There is research to suggest that building condition impacts student learning. Researchers have found that schools with poor conditions and those using modular classrooms to ease overcrowding have negative effects on dropout rates, attendance, achievement, and behavior. It isn’t just students who feel the impact of these conditions. Research shows that teacher attrition rates and morale decline when they work in deteriorating buildings, which have an indirect impact on student learning. In kind, studies show that renovating and properly caring for buildings has a positive impact on student performance and behavior, as well as teacher turnover rates and morale. 4

So, back to my conversation with Prior. How has it gotten this bad? Prior explained it like this. According to Thomas Kranz, RPS Assistant Superintendent of Support Services, the district has approximately 4.5 million square feet of schools (although Prior’s estimates are closer to 7.2 million square feet). Historically, really until last year, Richmond was only allocating about $1 million to maintain school facilities. Prior looked into this and what he found was sickening. New schools need about $1.40 to $1.60 per square foot to maintain their facilities yearly, while older buildings are closer to $4 per square foot. 5 He spoke to Chesterfield officials and they are spending approximately $3.50 per square foot to maintain their schools. If you do some quick math, you will see that RPS, until last year, was spending only about six cents a square foot. Yes, I said CENTS. By deferring needed maintenance on schools, we’ve punted on their care and allowed many of the schools to fall into disrepair, as evidenced by the permanent closure of Elkhart, temporary closing of Armstrong last year, and the mold reports out of George Mason and John Marshall. These are just the tip of a very large, Titanic-sinking iceberg that is waiting under cover of darkness for us to drive our schools head on into it.
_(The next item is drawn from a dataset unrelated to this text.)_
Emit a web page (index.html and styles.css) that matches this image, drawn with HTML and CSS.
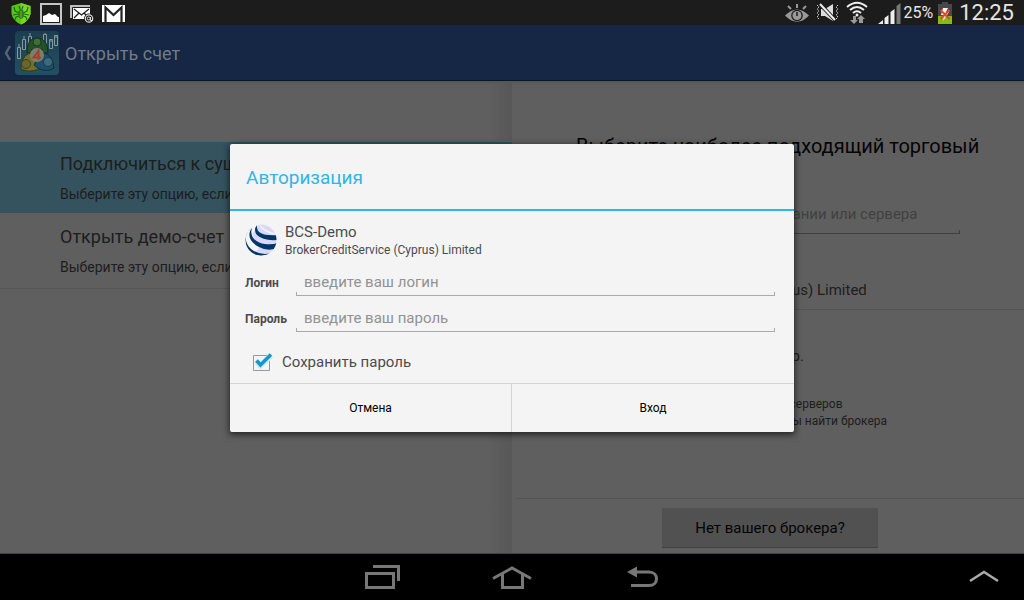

So, the $154 million Bedden has proposed to start addressing schools–Prior says, “We are going to spend it either in planning for it or reacting to it.” In other words, we can start dealing with the issues now, or we are going to spend it as the problems compound and become unavoidable. The long term effects of ignoring these issues is more situations like Elkhart because of environmental or health issues, more sick children and teachers, and a continued downward spiral of performance.

The RPS CIP plan is big. It outlines every expense by maintenance category. While it isn’t organized by school, a simple search can help you quickly sum up some amounts. Or, you can check out this Facilities Needs Report from Thomas Kranz. I did add up the needs of a couple schools, just for the fun of it. Armstrong needs about $2.98 million over five years and Wythe needs closer to $4.5 million. This is just to provide them the needed maintenance that has been missing for a very long time.

So, close schools? Or nah?

As a reaction to the possibility of not getting fully funded for FY17, RPS has proposed several school closures, with more to come. Approximately $3 million in savings would result from closing and consolidating the three elementaries, one high school, as well as moving Overby-Sheppard.

We aren’t going to cover the closures fully this time, but that’s coming next. I promise.

According to the budget amendments presented by Ralph Westbay at the March 7th School Board meeting, these closures are part of a larger $12.6 million reduction that would also implement hub transportation, close office buildings, demolish two unused school buildings, and eliminate other initiatives. Westbay confirmed via email that all of those cuts would come from operating budgets, none from the CIP. One point that was brought up is the proposal to reduce the budget gap by $2 million dollars through an increase to the pupil to teacher ratio.6

What could be coded behind this increase is a reduction in teacher positions. It is unclear if this savings would be at the hands of vacant teacher positions or staffed ones.

Where do you go from here? What can you do?

Nothing has been voted on yet, in terms of the Mayor’s proposed amendments. Before I leap to offering suggestions, I want to fully understand the proposed closures and the other proposed reductions. They may end up a terrible, terrible idea, or maybe not. I would encourage everyone who cares about Richmond (not just those with kids or those who plan to have kids…but everyone who gives any hoots at all about the vitality of the region), to write or call your City Council member to voice support for Richmond Public Schools. You don’t have to advocate for any specific measure or amendment, yet. We won’t even know what those are until April 18th. Just let them know how important it is to fund the schools and invest in our children. Residents of the city need to inundate them so they don’t forget that this is important and that we won’t be ignored. You can find all of the contact information for City Council members on their website.

Then, show up April 18th to the Public Meeting Budget Work Session at 12:00 PM in Richmond City Council Chambers, where they will discuss the budget amendments. Go grab some dinner between that and the 6:00 PM formal council meeting, which may include more budget discussion. After that, there is another special meeting of Council for Part 2 of the Great Budget Amendment Discussions of 2016 (can I get a ™ on that?). By then, I should have more information on possible closures. Voting on RPS funding is tentatively scheduled for May 9th. Get loud, RVA. Our kids need you.


  1. Garet Prior is the best kind of data nerd. The kind that cares about important things and uses his abilities to make good things happen. 
  2. According to Prior, 17 schools have been closed in RPS since 2005. On June 15th, 2015, the School Board directed RPS administration to begin the task force recommended alternative (Option 5), which would close 16 schools and rebuild seven, with renovations for the remaining. Rezoning was also part of the plan to deal with over and under crowding. 
  3. It was originally $164 million, but that number has since been revised. 
  4. I did a literature review on the effect of building conditions on students and teachers for one my graduate classes. I won’t bore you here with all the references, but if you want to see the literature review, leave a comment. 
  5. Prior quoted this amount and referenced this report out of Baltimore City Public Schools (PDF). 
  6. Currently the secondary pupil to teacher ratio is 1:22 and this reduction increases that to 1:23.